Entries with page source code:

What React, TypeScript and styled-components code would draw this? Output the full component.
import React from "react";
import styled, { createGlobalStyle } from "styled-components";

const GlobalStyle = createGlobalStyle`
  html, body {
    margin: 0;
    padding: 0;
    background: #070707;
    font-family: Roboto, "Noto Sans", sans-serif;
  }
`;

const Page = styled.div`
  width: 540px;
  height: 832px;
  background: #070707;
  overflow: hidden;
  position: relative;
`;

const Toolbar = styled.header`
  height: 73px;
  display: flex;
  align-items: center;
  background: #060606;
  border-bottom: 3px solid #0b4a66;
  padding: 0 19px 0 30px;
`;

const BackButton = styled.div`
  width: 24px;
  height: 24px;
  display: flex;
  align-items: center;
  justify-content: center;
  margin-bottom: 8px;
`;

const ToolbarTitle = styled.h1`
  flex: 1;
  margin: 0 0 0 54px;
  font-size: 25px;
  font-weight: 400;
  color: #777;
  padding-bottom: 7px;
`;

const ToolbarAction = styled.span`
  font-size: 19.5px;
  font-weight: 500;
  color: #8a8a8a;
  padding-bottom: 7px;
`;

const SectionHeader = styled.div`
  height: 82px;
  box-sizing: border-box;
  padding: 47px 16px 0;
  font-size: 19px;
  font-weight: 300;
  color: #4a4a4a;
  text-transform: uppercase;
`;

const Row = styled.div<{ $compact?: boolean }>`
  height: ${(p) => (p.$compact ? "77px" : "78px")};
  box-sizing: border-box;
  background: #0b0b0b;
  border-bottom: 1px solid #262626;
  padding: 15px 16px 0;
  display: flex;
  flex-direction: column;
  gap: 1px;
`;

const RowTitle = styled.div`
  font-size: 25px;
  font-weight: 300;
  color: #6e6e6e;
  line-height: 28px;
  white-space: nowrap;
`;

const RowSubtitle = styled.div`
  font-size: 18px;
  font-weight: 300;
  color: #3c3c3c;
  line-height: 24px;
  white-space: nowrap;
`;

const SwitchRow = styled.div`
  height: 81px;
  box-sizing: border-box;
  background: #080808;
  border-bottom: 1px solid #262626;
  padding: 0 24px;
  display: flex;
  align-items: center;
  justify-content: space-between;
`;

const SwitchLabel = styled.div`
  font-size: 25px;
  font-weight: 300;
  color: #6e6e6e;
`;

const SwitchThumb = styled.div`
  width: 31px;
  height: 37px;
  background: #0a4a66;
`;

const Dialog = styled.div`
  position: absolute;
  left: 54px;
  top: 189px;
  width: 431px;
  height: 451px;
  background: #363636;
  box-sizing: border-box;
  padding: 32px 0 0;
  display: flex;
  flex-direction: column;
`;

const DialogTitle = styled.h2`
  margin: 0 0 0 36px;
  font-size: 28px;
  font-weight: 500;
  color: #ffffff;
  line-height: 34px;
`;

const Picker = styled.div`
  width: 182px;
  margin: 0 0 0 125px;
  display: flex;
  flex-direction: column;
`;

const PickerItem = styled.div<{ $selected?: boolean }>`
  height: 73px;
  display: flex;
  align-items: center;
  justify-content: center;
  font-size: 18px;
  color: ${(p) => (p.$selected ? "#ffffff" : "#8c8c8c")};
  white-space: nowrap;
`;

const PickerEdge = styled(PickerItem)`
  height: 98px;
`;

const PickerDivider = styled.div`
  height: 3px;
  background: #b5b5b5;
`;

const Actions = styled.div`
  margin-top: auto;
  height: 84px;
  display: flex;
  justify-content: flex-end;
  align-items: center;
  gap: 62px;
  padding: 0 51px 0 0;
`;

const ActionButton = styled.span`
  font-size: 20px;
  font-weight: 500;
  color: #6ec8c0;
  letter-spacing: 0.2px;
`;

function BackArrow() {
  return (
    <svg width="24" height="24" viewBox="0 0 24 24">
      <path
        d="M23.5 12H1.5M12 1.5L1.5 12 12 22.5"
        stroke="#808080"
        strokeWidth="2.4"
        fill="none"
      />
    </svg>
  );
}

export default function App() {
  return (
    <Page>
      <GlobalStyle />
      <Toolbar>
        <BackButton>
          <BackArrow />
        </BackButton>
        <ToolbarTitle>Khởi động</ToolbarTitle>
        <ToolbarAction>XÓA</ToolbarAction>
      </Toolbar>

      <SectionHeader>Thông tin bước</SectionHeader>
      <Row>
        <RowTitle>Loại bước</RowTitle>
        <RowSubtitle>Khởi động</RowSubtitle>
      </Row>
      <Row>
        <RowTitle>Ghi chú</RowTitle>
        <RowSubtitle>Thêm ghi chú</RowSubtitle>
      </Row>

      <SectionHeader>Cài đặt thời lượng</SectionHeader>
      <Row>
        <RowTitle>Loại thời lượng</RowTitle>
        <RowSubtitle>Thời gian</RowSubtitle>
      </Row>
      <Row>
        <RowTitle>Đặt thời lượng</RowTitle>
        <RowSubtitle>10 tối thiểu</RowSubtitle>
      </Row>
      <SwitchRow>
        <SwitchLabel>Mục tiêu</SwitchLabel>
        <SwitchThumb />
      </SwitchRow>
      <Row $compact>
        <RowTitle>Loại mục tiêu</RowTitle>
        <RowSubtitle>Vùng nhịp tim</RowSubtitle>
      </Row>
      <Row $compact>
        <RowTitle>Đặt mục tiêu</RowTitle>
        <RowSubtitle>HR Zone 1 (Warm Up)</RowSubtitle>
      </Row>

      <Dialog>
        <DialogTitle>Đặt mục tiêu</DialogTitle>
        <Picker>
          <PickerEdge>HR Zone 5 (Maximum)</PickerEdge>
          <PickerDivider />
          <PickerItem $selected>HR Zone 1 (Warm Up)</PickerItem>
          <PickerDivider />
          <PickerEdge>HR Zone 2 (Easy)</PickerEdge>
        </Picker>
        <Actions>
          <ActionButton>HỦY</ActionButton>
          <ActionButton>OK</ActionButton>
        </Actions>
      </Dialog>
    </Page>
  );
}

---

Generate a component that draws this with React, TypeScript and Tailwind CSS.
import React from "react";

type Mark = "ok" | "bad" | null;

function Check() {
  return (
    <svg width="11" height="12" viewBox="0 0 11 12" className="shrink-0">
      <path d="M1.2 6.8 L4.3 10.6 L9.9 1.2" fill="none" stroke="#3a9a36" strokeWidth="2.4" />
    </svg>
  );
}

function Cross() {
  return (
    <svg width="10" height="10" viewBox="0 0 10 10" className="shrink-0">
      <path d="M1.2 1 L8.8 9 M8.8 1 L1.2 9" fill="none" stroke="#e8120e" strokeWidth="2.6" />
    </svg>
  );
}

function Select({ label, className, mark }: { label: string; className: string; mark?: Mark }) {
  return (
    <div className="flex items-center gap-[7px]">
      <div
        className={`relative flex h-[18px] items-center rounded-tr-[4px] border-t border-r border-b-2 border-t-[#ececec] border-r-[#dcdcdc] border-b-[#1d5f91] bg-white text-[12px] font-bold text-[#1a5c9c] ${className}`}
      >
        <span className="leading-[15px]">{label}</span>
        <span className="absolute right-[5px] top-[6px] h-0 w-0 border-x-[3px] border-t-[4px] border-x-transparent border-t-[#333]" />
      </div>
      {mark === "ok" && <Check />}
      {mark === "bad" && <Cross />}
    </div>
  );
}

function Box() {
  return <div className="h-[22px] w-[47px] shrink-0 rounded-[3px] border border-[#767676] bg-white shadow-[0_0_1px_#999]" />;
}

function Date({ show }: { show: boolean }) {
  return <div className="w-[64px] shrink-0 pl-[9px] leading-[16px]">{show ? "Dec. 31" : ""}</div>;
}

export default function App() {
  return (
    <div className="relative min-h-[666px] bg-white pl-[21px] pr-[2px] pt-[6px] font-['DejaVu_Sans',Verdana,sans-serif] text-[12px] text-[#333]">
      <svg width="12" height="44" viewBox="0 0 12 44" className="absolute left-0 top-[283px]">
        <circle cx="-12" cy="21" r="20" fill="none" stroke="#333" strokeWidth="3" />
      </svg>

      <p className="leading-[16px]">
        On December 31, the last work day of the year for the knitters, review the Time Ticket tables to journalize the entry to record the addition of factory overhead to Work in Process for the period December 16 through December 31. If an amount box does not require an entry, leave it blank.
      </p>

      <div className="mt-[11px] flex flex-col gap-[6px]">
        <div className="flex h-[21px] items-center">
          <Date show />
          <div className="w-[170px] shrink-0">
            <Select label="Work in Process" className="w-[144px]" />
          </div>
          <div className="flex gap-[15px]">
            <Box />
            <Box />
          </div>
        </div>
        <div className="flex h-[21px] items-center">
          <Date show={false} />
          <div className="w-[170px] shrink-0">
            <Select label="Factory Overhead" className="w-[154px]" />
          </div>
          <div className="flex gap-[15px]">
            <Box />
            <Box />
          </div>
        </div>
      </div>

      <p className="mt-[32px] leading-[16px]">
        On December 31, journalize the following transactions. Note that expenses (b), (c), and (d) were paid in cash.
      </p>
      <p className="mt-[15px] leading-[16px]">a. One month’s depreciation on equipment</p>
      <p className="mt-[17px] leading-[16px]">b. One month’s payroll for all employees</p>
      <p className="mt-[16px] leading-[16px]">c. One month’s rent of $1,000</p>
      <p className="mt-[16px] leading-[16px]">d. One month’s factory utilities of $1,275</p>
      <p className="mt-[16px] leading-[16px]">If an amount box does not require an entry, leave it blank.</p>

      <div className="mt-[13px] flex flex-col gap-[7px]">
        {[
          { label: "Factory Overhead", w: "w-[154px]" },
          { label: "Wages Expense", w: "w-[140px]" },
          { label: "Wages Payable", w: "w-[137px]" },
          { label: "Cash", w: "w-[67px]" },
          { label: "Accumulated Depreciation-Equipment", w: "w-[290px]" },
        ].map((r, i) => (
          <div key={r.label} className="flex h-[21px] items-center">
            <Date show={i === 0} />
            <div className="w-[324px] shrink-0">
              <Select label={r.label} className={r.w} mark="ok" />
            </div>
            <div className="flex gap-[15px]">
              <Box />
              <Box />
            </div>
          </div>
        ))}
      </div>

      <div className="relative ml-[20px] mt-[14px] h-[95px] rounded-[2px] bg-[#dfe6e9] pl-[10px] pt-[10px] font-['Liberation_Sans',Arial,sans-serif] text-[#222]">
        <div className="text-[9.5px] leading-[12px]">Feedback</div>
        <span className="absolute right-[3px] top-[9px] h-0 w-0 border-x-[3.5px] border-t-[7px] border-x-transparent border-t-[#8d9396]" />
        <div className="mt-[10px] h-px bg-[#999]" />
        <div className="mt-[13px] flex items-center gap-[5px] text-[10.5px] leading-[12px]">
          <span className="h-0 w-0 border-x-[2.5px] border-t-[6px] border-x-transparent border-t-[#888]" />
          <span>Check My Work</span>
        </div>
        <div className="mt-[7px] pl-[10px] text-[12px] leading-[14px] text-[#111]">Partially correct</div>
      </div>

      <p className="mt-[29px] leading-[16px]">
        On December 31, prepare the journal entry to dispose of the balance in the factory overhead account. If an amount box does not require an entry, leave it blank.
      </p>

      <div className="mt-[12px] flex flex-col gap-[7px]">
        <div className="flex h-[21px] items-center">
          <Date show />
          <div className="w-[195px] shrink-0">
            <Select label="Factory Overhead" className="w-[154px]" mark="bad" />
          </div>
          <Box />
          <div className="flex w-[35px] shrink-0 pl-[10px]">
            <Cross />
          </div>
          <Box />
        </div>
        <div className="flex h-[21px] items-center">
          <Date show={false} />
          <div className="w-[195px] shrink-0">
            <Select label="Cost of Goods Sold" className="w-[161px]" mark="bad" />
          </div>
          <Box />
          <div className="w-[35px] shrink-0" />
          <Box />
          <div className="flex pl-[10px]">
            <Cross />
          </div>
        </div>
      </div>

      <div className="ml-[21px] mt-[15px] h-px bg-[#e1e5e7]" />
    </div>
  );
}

THE PROBLEM: Gather, from the listing above, every line carrying the word "TypeScript".

SOLUTION BELOW:
What React, TypeScript and styled-components code would draw this? Output the full component.
Generate a component that draws this with React, TypeScript and Tailwind CSS.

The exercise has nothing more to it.